Unfortunately, there aren’t any set rules around how often you should expect to see your grandchildren. But instead of wondering and worrying about how to cope with not seeing your grandchildren, consider the following and make the most of the time you do spend together.
- Age. This goes for both you and the kids. They can be hard to keep up with when they’re very young. As they get older, they have other things going on in their life.
- Location. The distance between you can play a large role. If you live nearby, you can expect to see them more often, while living further apart hinders that.
- Schedules. Put simply – life is busy. Work, school, friends, and activities are just a few things that crowd the calendar and affect how much time you spend together.
- Health. If you’re in good health with little concern for traveling, you’re likely less affected than if you have health problems that keep you less active.
Things a Grandparent Should Not Do with Their Grandchildren
You want your time with your grandkids to be fun and special, and memorable. But that doesn’t mean it’s okay to hold an anything-goes kind of mentality. Here are a few guidelines on things you shouldn’t do with your grandchildren.
- Speak poorly of their parents. Your grandkids’ parents are their first line of defense, and they likely hold loyalty to their parents. Badmouthing their parents is never okay.

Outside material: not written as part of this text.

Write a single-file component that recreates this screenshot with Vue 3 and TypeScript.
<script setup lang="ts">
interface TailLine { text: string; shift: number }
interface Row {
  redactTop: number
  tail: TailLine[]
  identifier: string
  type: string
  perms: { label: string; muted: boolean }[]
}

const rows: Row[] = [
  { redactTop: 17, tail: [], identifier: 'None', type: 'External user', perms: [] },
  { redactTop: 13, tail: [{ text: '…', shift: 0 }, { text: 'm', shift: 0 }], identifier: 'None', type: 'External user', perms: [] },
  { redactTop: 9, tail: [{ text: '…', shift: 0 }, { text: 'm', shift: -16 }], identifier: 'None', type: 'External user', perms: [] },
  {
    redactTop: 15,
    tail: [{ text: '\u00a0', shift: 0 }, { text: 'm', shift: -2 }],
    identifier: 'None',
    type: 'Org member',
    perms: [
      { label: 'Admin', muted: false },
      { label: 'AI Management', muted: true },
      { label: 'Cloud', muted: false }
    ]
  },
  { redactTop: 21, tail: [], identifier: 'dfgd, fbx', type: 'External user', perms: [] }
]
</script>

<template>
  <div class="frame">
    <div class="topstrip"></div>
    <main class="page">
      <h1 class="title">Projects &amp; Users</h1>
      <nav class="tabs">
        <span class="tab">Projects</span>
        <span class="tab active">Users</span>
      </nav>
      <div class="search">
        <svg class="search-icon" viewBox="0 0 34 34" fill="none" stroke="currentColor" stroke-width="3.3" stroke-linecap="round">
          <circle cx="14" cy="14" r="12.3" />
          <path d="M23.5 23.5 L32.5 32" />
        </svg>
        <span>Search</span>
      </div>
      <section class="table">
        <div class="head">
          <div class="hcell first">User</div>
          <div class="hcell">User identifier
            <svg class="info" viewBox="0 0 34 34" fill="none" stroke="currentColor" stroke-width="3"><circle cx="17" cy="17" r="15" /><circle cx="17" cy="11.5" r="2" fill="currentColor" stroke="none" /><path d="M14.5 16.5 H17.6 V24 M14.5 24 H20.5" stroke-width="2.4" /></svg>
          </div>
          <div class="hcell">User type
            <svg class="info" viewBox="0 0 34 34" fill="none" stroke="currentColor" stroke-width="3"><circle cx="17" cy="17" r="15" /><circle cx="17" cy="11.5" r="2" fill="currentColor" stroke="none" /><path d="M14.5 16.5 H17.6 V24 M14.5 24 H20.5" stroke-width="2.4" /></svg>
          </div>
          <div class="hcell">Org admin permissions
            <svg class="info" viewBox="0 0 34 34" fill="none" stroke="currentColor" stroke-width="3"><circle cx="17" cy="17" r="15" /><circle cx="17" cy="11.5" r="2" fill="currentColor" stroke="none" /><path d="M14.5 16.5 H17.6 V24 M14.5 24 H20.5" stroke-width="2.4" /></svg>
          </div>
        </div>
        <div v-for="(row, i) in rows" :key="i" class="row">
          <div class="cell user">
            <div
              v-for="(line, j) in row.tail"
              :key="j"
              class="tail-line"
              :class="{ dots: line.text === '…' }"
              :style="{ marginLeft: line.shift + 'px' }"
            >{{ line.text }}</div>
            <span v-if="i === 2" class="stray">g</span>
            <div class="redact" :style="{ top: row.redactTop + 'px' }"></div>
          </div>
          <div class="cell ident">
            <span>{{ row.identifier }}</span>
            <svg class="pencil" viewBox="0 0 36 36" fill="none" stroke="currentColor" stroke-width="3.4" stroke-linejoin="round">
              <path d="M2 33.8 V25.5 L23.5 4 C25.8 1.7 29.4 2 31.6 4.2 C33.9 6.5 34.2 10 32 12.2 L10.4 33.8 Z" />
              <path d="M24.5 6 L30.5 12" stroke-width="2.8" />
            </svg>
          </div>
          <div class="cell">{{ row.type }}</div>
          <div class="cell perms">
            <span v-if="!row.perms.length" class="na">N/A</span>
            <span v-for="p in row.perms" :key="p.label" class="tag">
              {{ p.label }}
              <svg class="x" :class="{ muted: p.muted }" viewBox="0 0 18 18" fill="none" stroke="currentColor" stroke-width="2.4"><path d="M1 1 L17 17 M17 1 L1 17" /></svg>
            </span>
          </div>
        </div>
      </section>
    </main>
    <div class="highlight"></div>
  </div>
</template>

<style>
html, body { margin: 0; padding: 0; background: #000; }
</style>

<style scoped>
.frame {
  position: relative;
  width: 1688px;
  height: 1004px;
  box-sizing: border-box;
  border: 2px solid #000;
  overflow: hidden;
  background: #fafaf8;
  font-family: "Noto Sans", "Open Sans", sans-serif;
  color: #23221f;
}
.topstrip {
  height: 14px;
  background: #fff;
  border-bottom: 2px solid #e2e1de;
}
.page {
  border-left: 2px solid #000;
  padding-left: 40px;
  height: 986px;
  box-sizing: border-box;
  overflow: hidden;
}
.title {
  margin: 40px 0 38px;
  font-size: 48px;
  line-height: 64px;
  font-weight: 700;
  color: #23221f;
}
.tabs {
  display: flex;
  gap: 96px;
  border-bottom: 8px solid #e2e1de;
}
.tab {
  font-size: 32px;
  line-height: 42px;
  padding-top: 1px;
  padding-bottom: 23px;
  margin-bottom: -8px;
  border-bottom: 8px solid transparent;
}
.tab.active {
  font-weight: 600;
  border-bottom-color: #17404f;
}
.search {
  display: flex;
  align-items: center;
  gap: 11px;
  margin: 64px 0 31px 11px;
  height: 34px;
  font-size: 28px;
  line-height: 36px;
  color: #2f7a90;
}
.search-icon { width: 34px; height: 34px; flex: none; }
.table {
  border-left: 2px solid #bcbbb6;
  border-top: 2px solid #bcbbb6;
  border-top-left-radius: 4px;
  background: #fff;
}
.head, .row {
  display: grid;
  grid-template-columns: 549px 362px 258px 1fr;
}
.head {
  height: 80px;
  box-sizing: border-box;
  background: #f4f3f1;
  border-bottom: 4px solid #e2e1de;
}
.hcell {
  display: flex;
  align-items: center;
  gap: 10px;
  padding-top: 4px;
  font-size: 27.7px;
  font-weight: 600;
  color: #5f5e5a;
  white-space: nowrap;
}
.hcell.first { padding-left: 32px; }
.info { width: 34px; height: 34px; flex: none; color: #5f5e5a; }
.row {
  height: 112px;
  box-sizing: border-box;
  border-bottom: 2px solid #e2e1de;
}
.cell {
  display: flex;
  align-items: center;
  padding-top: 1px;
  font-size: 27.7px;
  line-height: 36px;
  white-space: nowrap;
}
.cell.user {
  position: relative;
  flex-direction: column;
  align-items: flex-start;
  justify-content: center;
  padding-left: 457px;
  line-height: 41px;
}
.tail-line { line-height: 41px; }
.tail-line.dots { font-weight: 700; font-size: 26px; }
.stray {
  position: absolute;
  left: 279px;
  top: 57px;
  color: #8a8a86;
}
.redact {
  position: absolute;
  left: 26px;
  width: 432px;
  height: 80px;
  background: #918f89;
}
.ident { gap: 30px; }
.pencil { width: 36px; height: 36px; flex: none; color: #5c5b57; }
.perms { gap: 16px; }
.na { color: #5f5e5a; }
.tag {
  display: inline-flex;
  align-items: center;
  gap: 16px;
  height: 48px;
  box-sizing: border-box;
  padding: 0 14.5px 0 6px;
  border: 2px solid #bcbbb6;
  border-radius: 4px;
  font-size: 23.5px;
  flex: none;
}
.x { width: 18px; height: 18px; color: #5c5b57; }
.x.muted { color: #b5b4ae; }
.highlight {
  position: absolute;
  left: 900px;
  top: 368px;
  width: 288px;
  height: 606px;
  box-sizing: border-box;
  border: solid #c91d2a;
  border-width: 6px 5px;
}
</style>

- Break their parents’ rules. Grandparents tend to spoil their grandkids by nature. But there’s a difference between sneaking them an extra cookie and blatantly allowing them to do things their parents don’t approve of.
- Guilt them into spending time with you. You want to see them more. That’s fair. But guilting them into it will backfire and lead to seeing even less of them.

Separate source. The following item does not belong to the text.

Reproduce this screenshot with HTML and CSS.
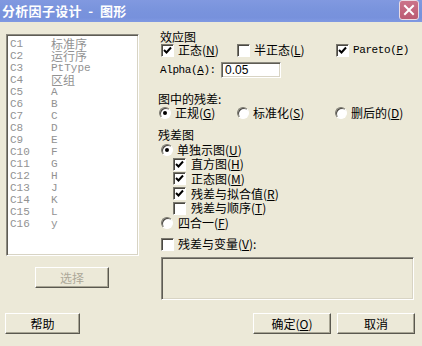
FILE: index.html
```html
<!DOCTYPE html>
<html lang="zh">
<head>
<meta charset="UTF-8">
<title>分析因子设计 - 图形</title>
<link rel="stylesheet" href="styles.css">
</head>
<body>
<div class="dialog">
    <div class="titlebar">
        <span class="title">分析因子设计 &nbsp;-&nbsp; 图形</span>
        <span class="close">
            <svg width="12" height="12" viewBox="0 0 12 12"><path d="M2 2 L10 10 M10 2 L2 10" stroke="#fff" stroke-width="2" stroke-linecap="square"/></svg>
        </span>
    </div>

    <div class="main">
        <!-- Variable list -->
        <div class="left">
            <ul class="varlist">
                <li><span class="col">C1</span><span class="cjk">标准序</span></li>
                <li><span class="col">C2</span><span class="cjk">运行序</span></li>
                <li><span class="col">C3</span><span>PtType</span></li>
                <li><span class="col">C4</span><span class="cjk">区组</span></li>
                <li><span class="col">C5</span><span>A</span></li>
                <li><span class="col">C6</span><span>B</span></li>
                <li><span class="col">C7</span><span>C</span></li>
                <li><span class="col">C8</span><span>D</span></li>
                <li><span class="col">C9</span><span>E</span></li>
                <li><span class="col">C10</span><span>F</span></li>
                <li><span class="col">C11</span><span>G</span></li>
                <li><span class="col">C12</span><span>H</span></li>
                <li><span class="col">C13</span><span>J</span></li>
                <li><span class="col">C14</span><span>K</span></li>
                <li><span class="col">C15</span><span>L</span></li>
                <li><span class="col">C16</span><span>y</span></li>
            </ul>
            <button class="btn btn-select" disabled>选择</button>
        </div>

        <!-- Options -->
        <div class="right">
            <div class="heading h-effect">效应图</div>
            <div class="row row-effect">
                <label class="opt w1"><span class="check on"><svg width="11" height="11" viewBox="0 0 11 11"><polyline points="2,5 4.5,7.5 9,2.5" fill="none" stroke="#000" stroke-width="2"/></svg></span>正态(<u>N</u>)</label>
                <label class="opt w2"><span class="check"></span>半正态(<u>L</u>)</label>
                <label class="opt"><span class="check on"><svg width="11" height="11" viewBox="0 0 11 11"><polyline points="2,5 4.5,7.5 9,2.5" fill="none" stroke="#000" stroke-width="2"/></svg></span><span class="mono">Pareto(<u>P</u>)</span></label>
            </div>
            <div class="row row-alpha">
                <span class="mono alpha-label">Alpha(<u>A</u>):</span>
                <span class="field">0.05</span>
            </div>

            <div class="heading h-resid">图中的残差:</div>
            <div class="row row-radio">
                <label class="opt r1"><span class="radio on"></span>正规(<u>G</u>)</label>
                <label class="opt r2"><span class="radio"></span>标准化(<u>S</u>)</label>
                <label class="opt"><span class="radio"></span>删后的(<u>D</u>)</label>
            </div>

            <div class="heading h-plots">残差图</div>
            <div class="row row-single">
                <label class="opt"><span class="radio on"></span>单独示图(<u>U</u>)</label>
            </div>
            <div class="sub">
                <div class="row sub-row h14">
                    <label class="opt"><span class="check on"><svg width="11" height="11" viewBox="0 0 11 11"><polyline points="2,5 4.5,7.5 9,2.5" fill="none" stroke="#000" stroke-width="2"/></svg></span>直方图(<u>H</u>)</label>
                </div>
                <div class="row sub-row h15">
                    <label class="opt"><span class="check on"><svg width="11" height="11" viewBox="0 0 11 11"><polyline points="2,5 4.5,7.5 9,2.5" fill="none" stroke="#000" stroke-width="2"/></svg></span>正态图(<u>M</u>)</label>
                </div>
                <div class="row sub-row h15">
                    <label class="opt"><span class="check on"><svg width="11" height="11" viewBox="0 0 11 11"><polyline points="2,5 4.5,7.5 9,2.5" fill="none" stroke="#000" stroke-width="2"/></svg></span>残差与拟合值(<u>R</u>)</label>
                </div>
                <div class="row sub-row h14">
                    <label class="opt"><span class="check"></span>残差与顺序(<u>T</u>)</label>
                </div>
            </div>
            <div class="row row-four">
                <label class="opt"><span class="radio"></span>四合一(<u>F</u>)</label>
            </div>

            <div class="row row-vars">
                <label class="opt"><span class="check"></span>残差与变量(<u>V</u>):</label>
            </div>
            <div class="varbox"></div>
        </div>
    </div>

    <div class="footer">
        <button class="btn btn-help">帮助</button>
        <button class="btn btn-ok">确定(<u>O</u>)</button>
        <button class="btn btn-cancel">取消</button>
    </div>
</div>
</body>
</html>
```

FILE: styles.css
```css
/* Reset */
* {
    margin: 0;
    padding: 0;
    box-sizing: border-box;
}

body {
    background-color: #ece9d8;
    font-family: "Noto Sans CJK SC", "Liberation Sans", sans-serif;
    font-size: 12px;
    color: #000;
    width: 422px;
    height: 346px;
    overflow: hidden;
}

u {
    text-decoration: underline;
    text-underline-offset: 1px;
}

.mono {
    font-family: "Liberation Mono", "Noto Sans CJK SC", monospace;
    font-size: 11px;
    letter-spacing: -0.4px;
}

/* Title bar */
.titlebar {
    height: 22px;
    display: flex;
    align-items: center;
    justify-content: space-between;
    background: linear-gradient(to bottom, #8199e0 0%, #7a94dd 40%, #7791dc 80%, #8099e2 100%);
    padding: 0 3px 0 2px;
}

.title {
    color: #fff;
    font-weight: bold;
    font-size: 13px;
    letter-spacing: 0.3px;
    white-space: pre;
    line-height: 22px;
}

.close {
    width: 20px;
    height: 20px;
    margin-top: -2px;
    display: flex;
    align-items: center;
    justify-content: center;
    background: linear-gradient(to bottom, #cb7389, #bb5b73);
    border: 1px solid #eadbe3;
    border-radius: 3px;
}

/* Main area */
.main {
    display: flex;
    height: 278px;
}

.left {
    width: 133px;
    margin-left: 6px;
    margin-top: 12px;
    display: flex;
    flex-direction: column;
}

.varlist {
    list-style: none;
    height: 222px;
    background: #fff;
    border: 1px solid;
    border-color: #8c8a80 #fff #fff #8c8a80;
    box-shadow: inset 1px 1px #5e5c54, inset -1px -1px #d8d4c4;
    padding: 3px 0 0 2px;
    color: #929292;
}

.varlist li {
    display: flex;
    height: 12px;
    line-height: 12px;
    font-family: "Liberation Mono", monospace;
    font-size: 11px;
}

.varlist .col {
    width: 42px;
    padding-left: 1px;
}

.varlist .cjk {
    font-family: "Noto Sans CJK SC", sans-serif;
    font-size: 12px;
}

/* Buttons */
.btn {
    font-family: "Noto Sans CJK SC", sans-serif;
    font-size: 12px;
    height: 21px;
    background: #ece9d8;
    color: #000;
    border: 1px solid;
    border-color: #fff #5a584f #5a584f #fff;
    box-shadow: inset -1px -1px #a9a695;
    line-height: 17px;
}

.btn-select {
    width: 74px;
    margin-top: 11px;
    margin-left: 29px;
    color: #aca899;
}

.footer {
    display: flex;
    margin-top: 13px;
}

.btn-help {
    width: 75px;
    margin-left: 5px;
}

.btn-ok {
    width: 78px;
    margin-left: 173px;
}

.btn-cancel {
    width: 78px;
    margin-left: 6px;
}

/* Right column */
.right {
    width: 256px;
    margin-left: 19px;
    padding-top: 8px;
    display: flex;
    flex-direction: column;
}

.heading {
    height: 13px;
    line-height: 13px;
}

.h-effect {
    padding-left: 2px;
}

.h-resid {
    margin-top: 14px;
}

.h-plots {
    margin-top: 8px;
}

.row {
    display: flex;
    align-items: center;
    height: 14px;
}

.opt {
    display: flex;
    align-items: center;
    white-space: nowrap;
    line-height: 14px;
}

.row-effect {
    padding-left: 3px;
}

.w1 {
    width: 76px;
}

.w2 {
    width: 99px;
}

.row-effect .check,
.row-vars .check {
    margin-right: 4px;
}

.row-alpha {
    margin-top: 4px;
    height: 17px;
    padding-left: 2px;
}

.alpha-label {
    width: 61px;
}

.field {
    width: 60px;
    height: 16px;
    background: #fff;
    border: 1px solid;
    border-color: #8c8a80 #fff #fff #8c8a80;
    box-shadow: inset 1px 1px #5e5c54, inset -1px -1px #d8d4c4;
    font-family: "Liberation Sans", sans-serif;
    font-size: 12px;
    line-height: 14px;
    padding-left: 3px;
}

.row-radio {
    margin-top: 1px;
    padding-left: 1px;
}

.r1 {
    width: 78px;
}

.r2 {
    width: 98px;
}

.radio {
    position: relative;
    width: 12px;
    height: 12px;
    border-radius: 50%;
    background: #fff;
    border: 1px solid;
    border-color: #7a786e #fff #fff #7a786e;
    box-shadow: inset 1px 1px #4a4842;
    margin-right: 4px;
    flex-shrink: 0;
}

.radio.on::after {
    content: "";
    position: absolute;
    left: 3px;
    top: 3px;
    width: 4px;
    height: 4px;
    border-radius: 50%;
    background: #000;
}

.check {
    width: 13px;
    height: 13px;
    background: #fff;
    border: 1px solid;
    border-color: #7a786e #fff #fff #7a786e;
    box-shadow: inset 1px 1px #4a4842;
    margin-right: 5px;
    flex-shrink: 0;
    display: flex;
}

.row-single {
    margin-top: 2px;
    padding-left: 3px;
}

.sub {
    padding-left: 15px;
}

.sub-row .check {
    margin-right: 5px;
}

.h14 {
    height: 14px;
}

.h15 {
    height: 15px;
}

.row-four {
    margin-top: 1px;
    padding-left: 3px;
}

.row-four .radio {
    margin-right: 5px;
}

.row-vars {
    margin-top: 7px;
    padding-left: 3px;
}

.varbox {
    margin-top: 6px;
    margin-left: 3px;
    width: 253px;
    height: 43px;
    border: 1px solid;
    border-color: #8c8a80 #fff #fff #8c8a80;
    box-shadow: inset 1px 1px #5e5c54, inset -1px -1px #d8d4c4;
}
```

- Fish for information. It’s natural to be curious about what goes on in your grandchildren’s home, but asking questions about their parents’ relationships, habits, or finances is inappropriate.
- Engage in age-inappropriate activities. Keep the things you do and talk about appropriate for your grandkids’ ages.
- Teach them bad habits. Make your time together fun, but do so without setting an example that you know would upset their parents.
What Do You Do When Your Grandchildren Are Disrespectful?
Nobody wants a grandchild who is rude to grandparents. If you find yourself in a situation where your grandchildren are disrespectful, it’s best to take care of it sooner rather than later.
Use these tips to address this problem.
- Discuss it with their parents. Talk with your son or daughter and their partner about handling poor behaviors and attitudes.
- Lay out your expectations. Explain to your grandkids how you expect them to behave and treat you.
- Ignore attention-seeking behaviors. Instead of acknowledging it when they act out, simply ignore it.
- Discipline them. Let them know their disrespectfulness is not okay, and they will be punished for it. Then stick to those punishments.
- Stay calm. It’s easy to raise your voice in stressful situations, but it’s best to keep your cool to avoid further escalating their behavior.
- Maintain consistency. Punishing them for a behavior one time and letting it go another sends mixed signals.
Ways to get Your Grandchild to Like You
You can’t force a relationship. But if you find yourself saying my granddaughter ignores me or my grandson doesn’t want to spend time with me, there are a few things you can do to win them over and get them to like you.
- Find something to bond over. Look for common interests and then use those things to gain a closer relationship with them.
- Have more frequent contact. If possible, see them more often, so they get to know you better and vice versa.
- Do more things they enjoy. Find out what interests them and learn more about it, even if it’s not something you would typically care about.
- Share your wisdom. You’ve learned a lot in your day, so why not pass some of that knowledge on to the grandkids?
- Avoid criticism and judgment. Kids have it hard enough without constantly being reminded of where they fall short and all they’ve done wrong.
- Build them up. Praise them for their accomplishments, help them build their self-esteem, and teach them helpful habits.
- Show them they can trust you. Even small things like keeping silly secrets and following through on your promises go a long way in building your bond.
Contrary to popular belief, there’s no ideal grandparent-grandchild relationship. What works for one family may be the opposite of what’s right for yours. You simply can’t force something.
The key is to create the kind of close, loving relationship you both want without undue pressure.